MH: Do you worry that state institutions are using art to further entrench themselves, to create an illusion of criticality?
U: I mean, it’s a super careful dance — they’ll let you say just the right things just enough, but not too much. Same goes to the media out here. If you read any of the news that comes out of here, there are a few interesting social commentators. Have you heard of Sultan Al-Qassemi? He’s one of those people who’s very critical, though you could say he gets away with it because he’s a member of the royal family. It’s interesting having someone like Sultan out here, as he’s an arts patron with a great collection of modern Arab masters and also contemporary art. And to top it off, his collection is quite political.
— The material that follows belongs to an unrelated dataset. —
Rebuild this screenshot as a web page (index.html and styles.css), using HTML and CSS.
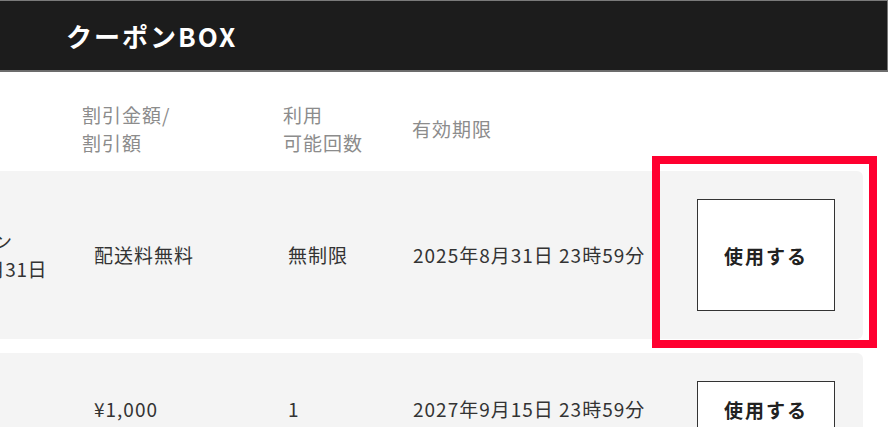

So you’ve got individuals who are open-minded and who don’t really mind pushing the boundaries … But do I see it changing in the future? I hope so, just for the sake of art out here, because otherwise it’s just going be that same group — Dubai just as some super-commercial area that’s never going to develop into something critical, and the art scene won’t develop.
They can always bring in political art from outside, but I still think it’s better when it’s homegrown.